You will need all that id expect, as your making an income, but your better off speaking to an accountant or something because you will probably be earning under the limit for tax.

Mark
 
Wise Guy
Permabanned
Joined
15 Aug 2005
Posts
2,948
The_KiD said:
Do I need insurance?
That depends on exactly what you do and how you do it.

The_KiD said:
VAT registered?
If your turnover (and that's turnover, not profit) of taxable supplies exceeds £61,000 (£70,000 for distance selling) per year, then yes, you do. That, by the way, is a slight simplification of the requirement, but it's broadly right.

You will be liable to pay the VAT you should have been charging, and penalties/interest on late payment, if you should have registered and don't, so don't forget this if you qualify. It'll get very expensive for you if you do, and they catch up with you.

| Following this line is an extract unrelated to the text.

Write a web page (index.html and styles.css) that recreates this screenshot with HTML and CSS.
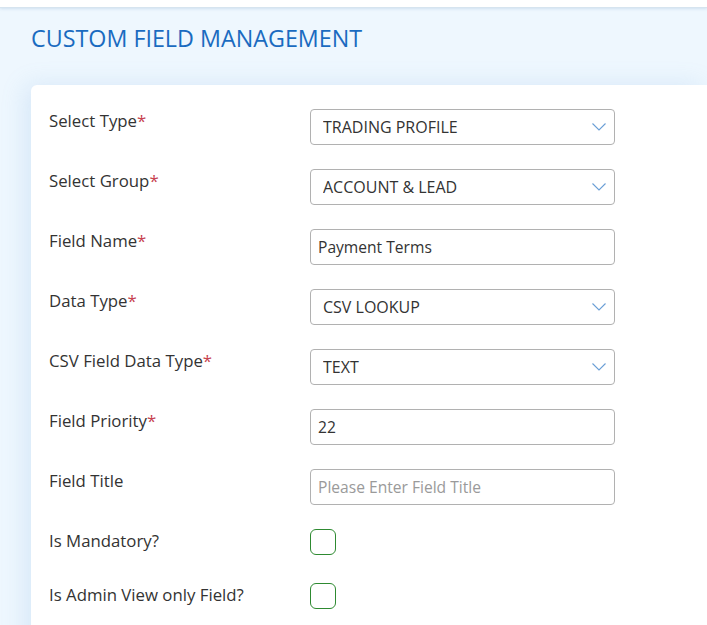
FILE: index.html
```html
<!DOCTYPE html>
<html lang="en">
<head>
    <meta charset="UTF-8">
    <meta name="viewport" content="width=device-width, initial-scale=1.0">
    <title>Custom Field Management</title>
    <link rel="stylesheet" href="styles.css">
</head>
<body>
    <div class="topbar"></div>
    <div class="page">
        <h1 class="page-title">CUSTOM FIELD MANAGEMENT</h1>
        <div class="card">
            <form class="field-form">
                <label class="field-label" for="select-type">Select Type<span class="req">*</span></label>
                <div class="select-wrap">
                    <select id="select-type" class="control">
                        <option>TRADING PROFILE</option>
                    </select>
                    <svg class="chevron" viewBox="0 0 14 8"><path d="M0.5 0.5 L7 7 L13.5 0.5"/></svg>
                </div>

                <label class="field-label" for="select-group">Select Group<span class="req">*</span></label>
                <div class="select-wrap">
                    <select id="select-group" class="control">
                        <option>ACCOUNT &amp; LEAD</option>
                    </select>
                    <svg class="chevron" viewBox="0 0 14 8"><path d="M0.5 0.5 L7 7 L13.5 0.5"/></svg>
                </div>

                <label class="field-label" for="field-name">Field Name<span class="req">*</span></label>
                <input id="field-name" class="control text-input" type="text" value="Payment Terms">

                <label class="field-label" for="data-type">Data Type<span class="req">*</span></label>
                <div class="select-wrap">
                    <select id="data-type" class="control">
                        <option>CSV LOOKUP</option>
                    </select>
                    <svg class="chevron" viewBox="0 0 14 8"><path d="M0.5 0.5 L7 7 L13.5 0.5"/></svg>
                </div>

                <label class="field-label" for="csv-type">CSV Field Data Type<span class="req">*</span></label>
                <div class="select-wrap">
                    <select id="csv-type" class="control">
                        <option>TEXT</option>
                    </select>
                    <svg class="chevron" viewBox="0 0 14 8"><path d="M0.5 0.5 L7 7 L13.5 0.5"/></svg>
                </div>

                <label class="field-label" for="priority">Field Priority<span class="req">*</span></label>
                <input id="priority" class="control text-input" type="text" value="22">

                <label class="field-label" for="field-title">Field Title</label>
                <input id="field-title" class="control text-input" type="text" placeholder="Please Enter Field Title">

                <label class="field-label" for="mandatory">Is Mandatory?</label>
                <div class="check-wrap"><input id="mandatory" class="check" type="checkbox"></div>

                <label class="field-label" for="admin-only">Is Admin View only Field?</label>
                <div class="check-wrap"><input id="admin-only" class="check" type="checkbox"></div>
            </form>
        </div>
    </div>
</body>
</html>
```

FILE: styles.css
```css
html, body {
    margin: 0;
    padding: 0;
}
body {
    font-family: "Open Sans", "Liberation Sans", sans-serif;
    background-color: #eef7fe;
    color: #333;
    overflow: hidden;
}
.topbar {
    height: 7px;
    background: #ffffff;
    border-bottom: 1px solid #d6e4ef;
    box-shadow: 0 1px 3px rgba(120, 160, 200, 0.25);
}
.page {
    padding: 0 0 0 31px;
}
.page-title {
    margin: 0;
    padding: 15px 0 0 0;
    height: 77px;
    box-sizing: border-box;
    font-size: 23.3px;
    font-weight: 400;
    color: #1a6bc0;
    line-height: 30px;
}
.card {
    background: #ffffff;
    border-radius: 6px 0 0 0;
    box-shadow: -6px 0 24px rgba(110, 165, 220, 0.18);
    padding: 24px 0 40px 18px;
    height: 600px;
}
.field-form {
    display: grid;
    grid-template-columns: 261px 305px;
    row-gap: 24px;
    align-items: start;
}
.field-label {
    font-size: 16.8px;
    line-height: 24px;
}
.req {
    color: #c7424f;
}
.control {
    box-sizing: border-box;
    width: 305px;
    height: 36px;
    margin: 0;
    border: 1px solid #b1b1b1;
    border-radius: 4px;
    background: #ffffff;
    font-family: inherit;
    font-size: 16px;
    color: #333;
    outline: none;
}
.select-wrap {
    position: relative;
    height: 36px;
}
.select-wrap select {
    appearance: none;
    -webkit-appearance: none;
    padding: 0 30px 0 12px;
}
.chevron {
    position: absolute;
    right: 9px;
    top: 14px;
    width: 14px;
    height: 8px;
    fill: none;
    stroke: #6b9fd6;
    stroke-width: 1.1;
    pointer-events: none;
}
.text-input {
    padding: 0 7px;
    font-size: 15.6px;
}
.text-input::placeholder {
    color: #9a9a9a;
}
.check-wrap {
    height: 30px;
}
.check {
    appearance: none;
    -webkit-appearance: none;
    margin: 0;
    width: 26px;
    height: 26px;
    border: 1.5px solid #2e8a31;
    border-radius: 6px;
    background: #ffffff;
    display: block;
}
```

Also, you can register voluntarily even if you don't exceed the threshold at which you must register. There are reasons to do this, and reasons not to.

The_KiD said:
Do I pay tax on what I earn?
Depends on what you earn from ths, and from other sources. You have an allowance of about £5000 (ish) PA. If your total earned income exceeds that, you'll pay tax on profits. Note, profits not turnover, as with VAT.

But, whether you pay tax or not, you MUST let the Revenue know you're trading, and you'll probably end up filling in a Tax Return every year, whether you actually pay tax or not.

The_KiD said:
Do I need a business bank account?
No, probably not. But you will need to keep accurate records, and a business account helps.

Also, if you choose to use a trading name, many banks get awkward about paying cheques made out to your trading name into your personal bank account.

So though it probably won't be strictly necessary, it may well make things easier.